When a pc first boots up, it starts executing at physical address 0xffff0. This address contains a jmp instruction to the BIOS.
Now for my question, I always assume the physical addresses are mapped to RAM. If RAM initially contains garbage values, what exactly puts the jmp instruction in 0xffff0? Is the jmp instruction always the same or is it different for different BIOS's? Does 0xffff0 map from RAM to BIOS then (meaning it's "hard mapped")?
The top 64kB or so are mapped to BIOS ROM, not RAM.
Take a look at PC boot sequence. As Ignacio already answered, it's "hard-mapped" to BIOS read-only memory.
Check out this Intel manual:
http://www.intel.com/content/dam/www/public/us/en/documents/manuals/64-ia-32-architectures-software-developer-vol-3a-part-1-manual.pdf
Go to page 9-6, and subsequent pages, it all describe the initial starting up mode of the CPU. The first instruction fetched is from ffffff00 (which hardwired to the ROM BIOS):
The first instruction that is fetched and executed following a hardware reset is
located at physical address FFFFFFF0H. This address is 16 bytes below the
processor’s uppermost physical address. The EPROM containing the software-
initialization code must be located at this address.
And remembering at this stage it is still in realmode:
The CS register has two parts: the visible segment selector part and the
hidden base address part. In real-address mode, the base address is normally
formed by shifting the 16-bit segment selector value 4 bits to the left to produce a
20-bit base address. However, during a hardware reset, the segment selector in the
CS register is loaded with F000H and the base address is loaded with FFFF0000H. The
starting address is thus formed by adding the base address to the value in the EIP
register (that is, FFFF0000 + FFF0H = FFFFFFF0H).
And then look further, in figure 9-3, is the location of 64K memory - from ffffffff to ffff0000 and indicated there is EPROM, or system bios, and thus not RAM.

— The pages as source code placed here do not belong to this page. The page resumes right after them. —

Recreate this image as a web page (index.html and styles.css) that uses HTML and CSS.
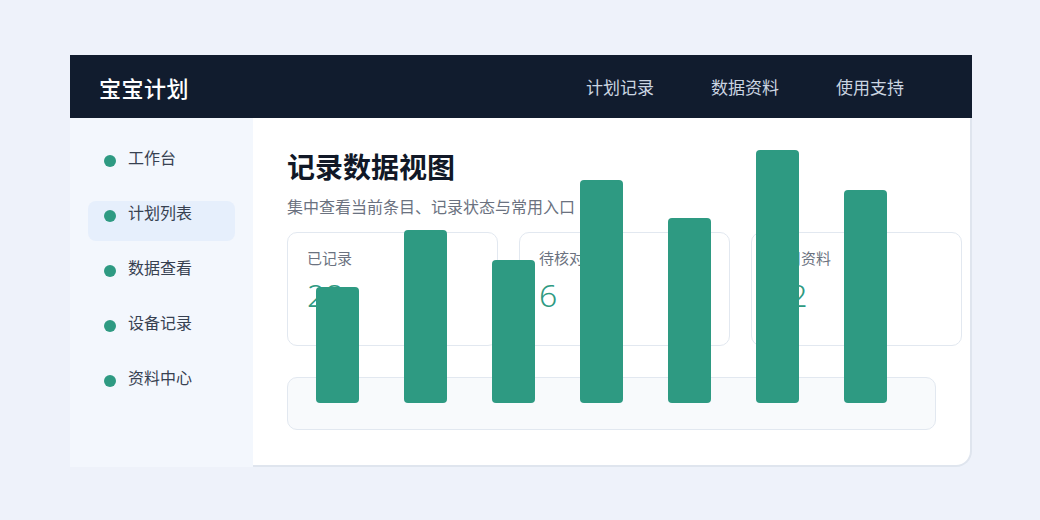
FILE: index.html
```
<!DOCTYPE html>
<html lang="zh-CN">
<head>
    <meta charset="UTF-8">
    <meta name="viewport" content="width=device-width, initial-scale=1.0">
    <title>宝宝计划</title>
    <link rel="stylesheet" href="styles.css">
</head>
<body>
    <div class="app">
        <header class="topbar">
            <div class="brand">宝宝计划</div>
            <nav class="nav">
                <a href="#">计划记录</a>
                <a href="#">数据资料</a>
                <a href="#">使用支持</a>
            </nav>
        </header>

        <div class="layout">
            <aside class="sidebar">
                <ul class="menu">
                    <li class="menu-item"><span class="dot"></span>工作台</li>
                    <li class="menu-item active"><span class="dot"></span>计划列表</li>
                    <li class="menu-item"><span class="dot"></span>数据查看</li>
                    <li class="menu-item"><span class="dot"></span>设备记录</li>
                    <li class="menu-item"><span class="dot"></span>资料中心</li>
                </ul>
            </aside>

            <main class="content">
                <h1 class="title">记录数据视图</h1>
                <p class="subtitle">集中查看当前条目、记录状态与常用入口</p>

                <div class="stats">
                    <div class="stat-card">
                        <div class="stat-label">已记录</div>
                        <div class="stat-value">28</div>
                    </div>
                    <div class="stat-card">
                        <div class="stat-label">待核对</div>
                        <div class="stat-value">6</div>
                    </div>
                    <div class="stat-card">
                        <div class="stat-label">常用资料</div>
                        <div class="stat-value">12</div>
                    </div>
                </div>

                <div class="chart">
                    <div class="bar" style="height: 116px"></div>
                    <div class="bar" style="height: 173px"></div>
                    <div class="bar" style="height: 143px"></div>
                    <div class="bar" style="height: 223px"></div>
                    <div class="bar" style="height: 185px"></div>
                    <div class="bar" style="height: 253px"></div>
                    <div class="bar" style="height: 213px"></div>
                </div>
            </main>
        </div>
    </div>
</body>
</html>
```

FILE: styles.css
```
* { box-sizing: border-box; }
body { margin: 0; padding: 55px 0 0 70px; background: #eef2fa; font-family: "Noto Sans", "Noto Sans CJK SC", sans-serif; }

.app { width: 902px; background: #fff; border-right: 2px solid #dfe5ee; border-bottom: 2px solid #dfe5ee; border-radius: 0 0 16px 0; }

.topbar { height: 63px; margin-right: -2px; padding: 0 68px 0 29px; background: #111c2e; display: flex; align-items: center; justify-content: space-between; }
.brand { color: #fff; font-size: 22px; font-weight: 500; letter-spacing: 0.5px; }
.nav { display: flex; gap: 57px; }
.nav a { color: #cbd5e1; font-size: 17px; text-decoration: none; }

.layout { display: grid; grid-template-columns: 183px minmax(0, 1fr); height: 347px; }

.sidebar { background: #f3f7fd; padding: 28px 18px; margin-bottom: -2px; }
.menu { list-style: none; margin: 0; padding: 0; display: flex; flex-direction: column; gap: 15px; }
.menu-item { height: 40px; padding: 0 16px; display: flex; align-items: flex-start; font-size: 16px; line-height: 24px; color: #374151; border-radius: 8px; }
.menu-item.active { background: #e6effc; }
.dot { width: 12px; height: 12px; margin: 9px 12px 0 0; border-radius: 50%; background: #2e9a82; flex: 0 0 12px; }

.content { min-width: 0; padding: 32px 34px 0; }
.title { margin: 0; font-size: 28px; line-height: 34px; font-weight: 600; color: #111827; }
.subtitle { margin: 12px 0 0; font-size: 16px; line-height: 22px; color: #6b7280; }

.stats { display: flex; gap: 21px; margin-top: 14px; }
.stat-card { flex: 0 0 211px; height: 114px; padding: 17px 19px; background: #fff; border: 1px solid #e2e8f0; border-radius: 10px; }
.stat-label { font-size: 15px; line-height: 16px; color: #6b7280; }
.stat-value { margin-top: 9px; font-size: 32px; line-height: 40px; font-weight: 300; color: #2e9a82; }

.chart { height: 53px; margin-top: 31px; padding: 0 28px 26px; display: flex; align-items: flex-end; gap: 45px; background: #f8fafc; border: 1px solid #e2e8f0; border-radius: 10px; }
.bar { flex: 0 0 43px; background: #2e9a82; border-radius: 4px; }
```
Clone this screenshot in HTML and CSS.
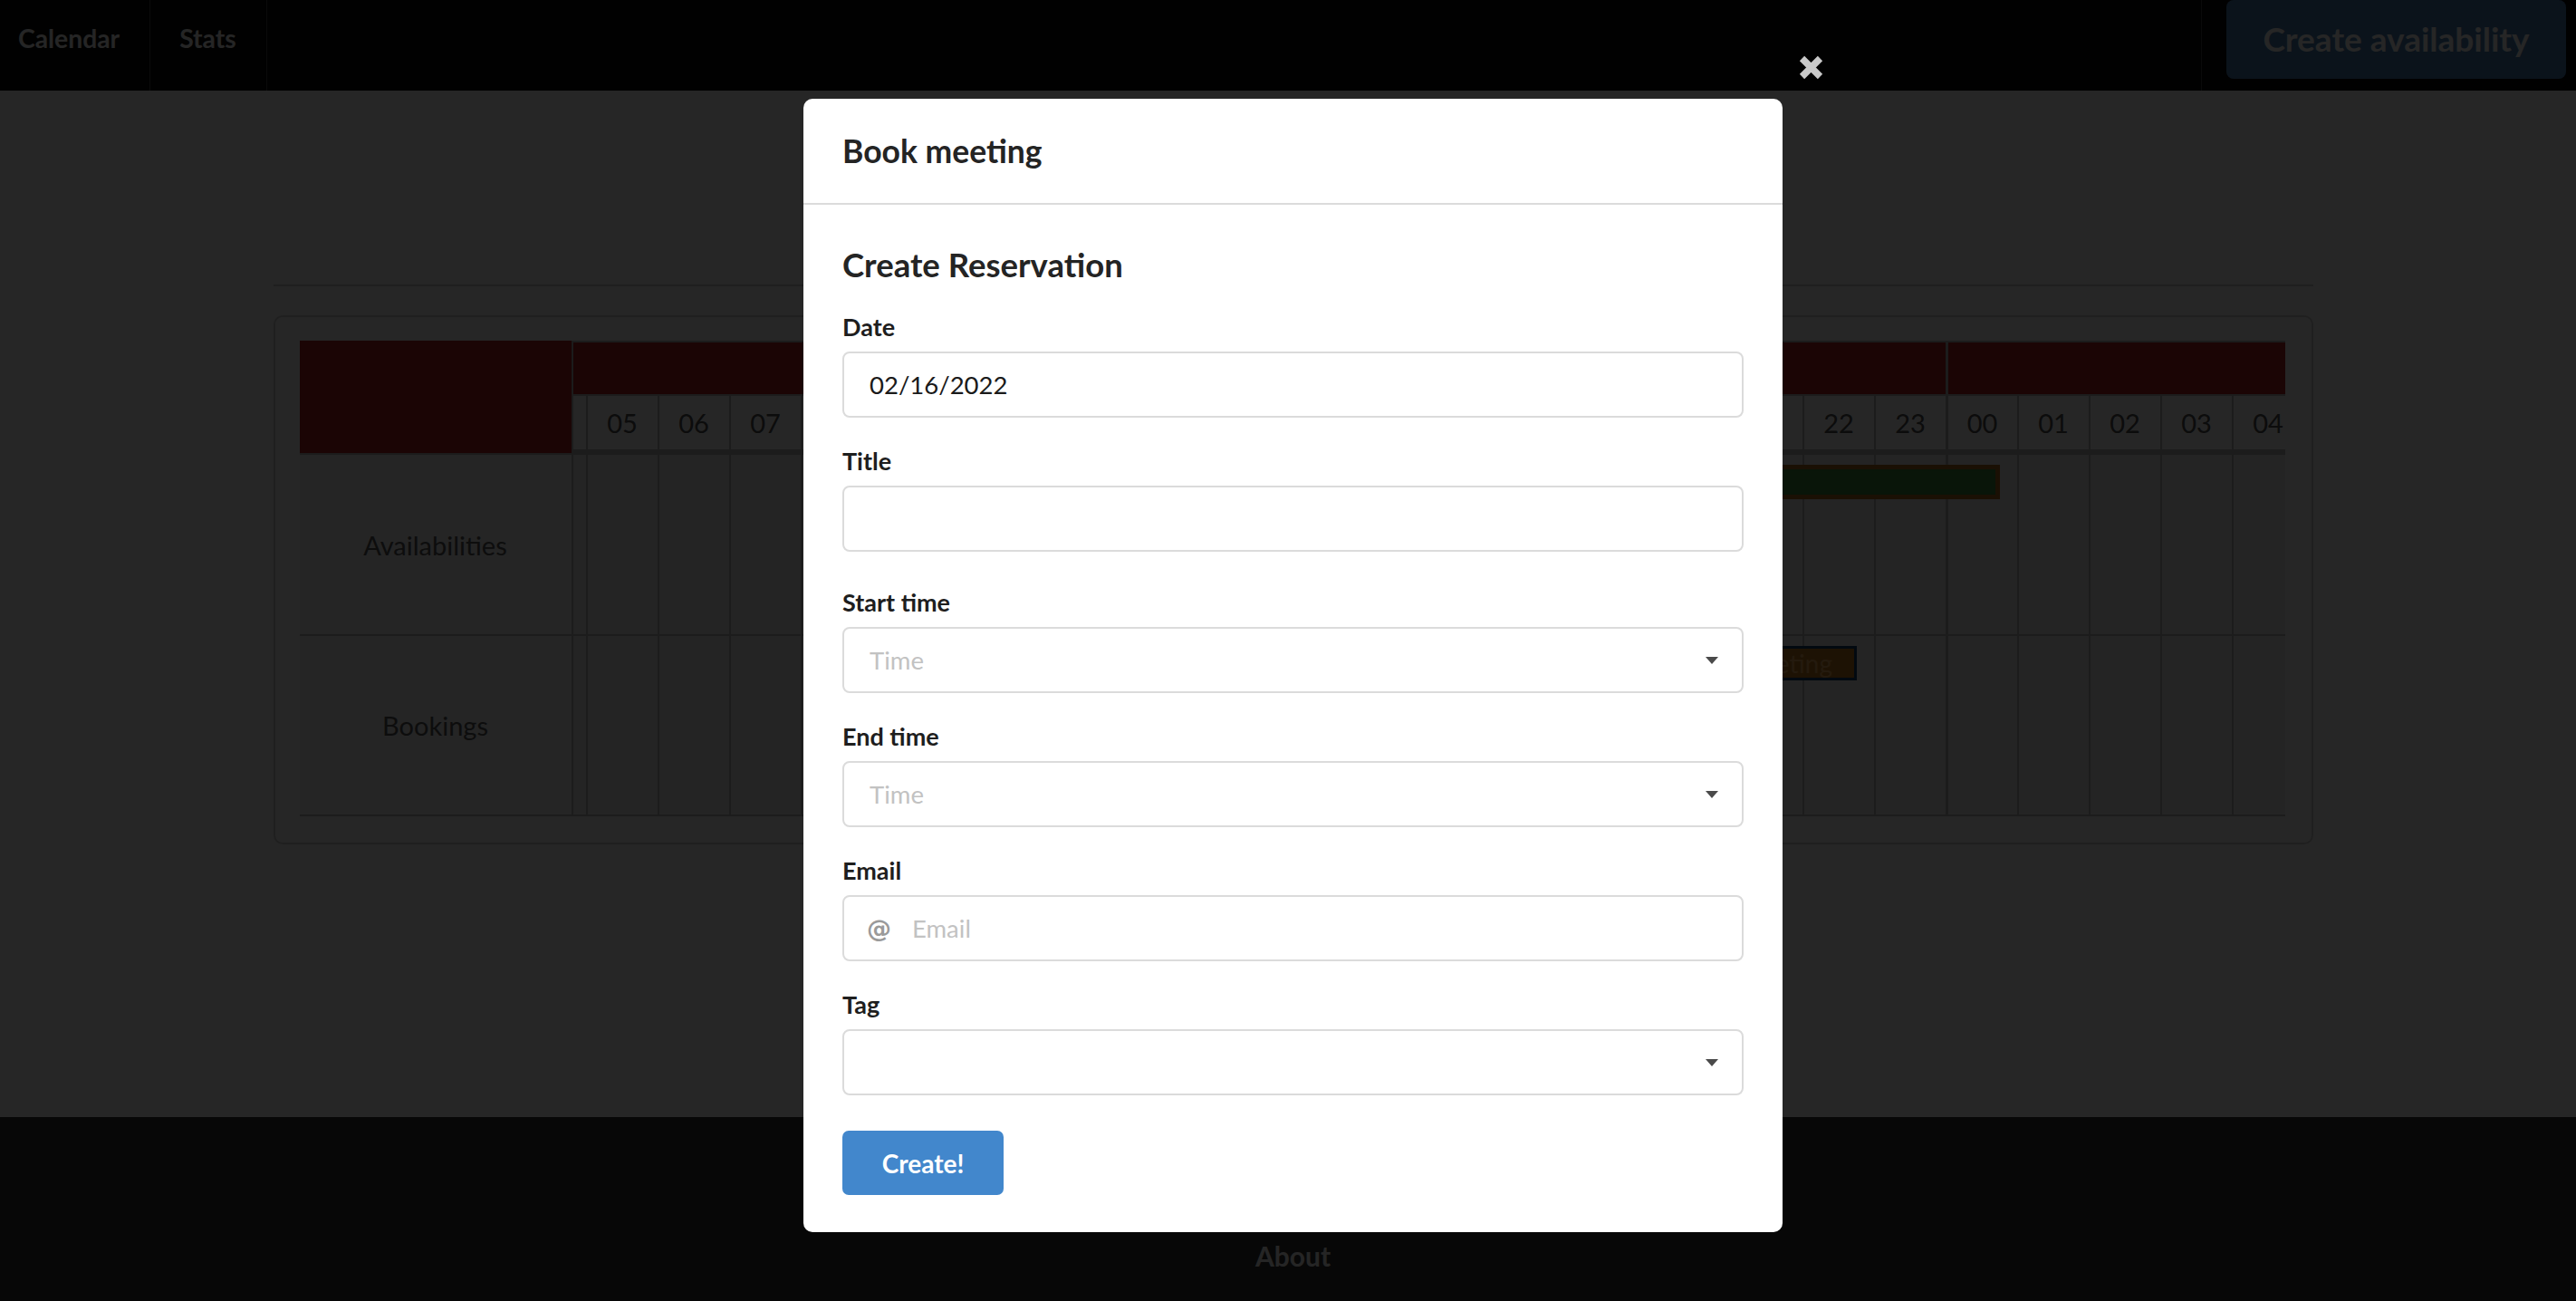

See figure 8.4: http://www.iakovlev.org/index.html?p=946
Actually, it's a bit more complex than that. First of all, on any processor since the 386, it actually starts at fffffff0 (i.e., 16 bytes short of the top of the 32-bit address space). Until the processor first executes a far jump instruction, it does some special mapping to make the whole 32-bit address space visible even though it's executing in real mode. After a far jump is executed, it starts "normal" real mode operation.
In any case, on the hardware side you normally have (Flash) ROM mapped to that location, so when it starts executing, it's executing code in ROM. What executes to start with isn't really BIOS though -- it's just code to decompress the real BIOS from the ROM into RAM, then re-map that RAM to the BIOS address range.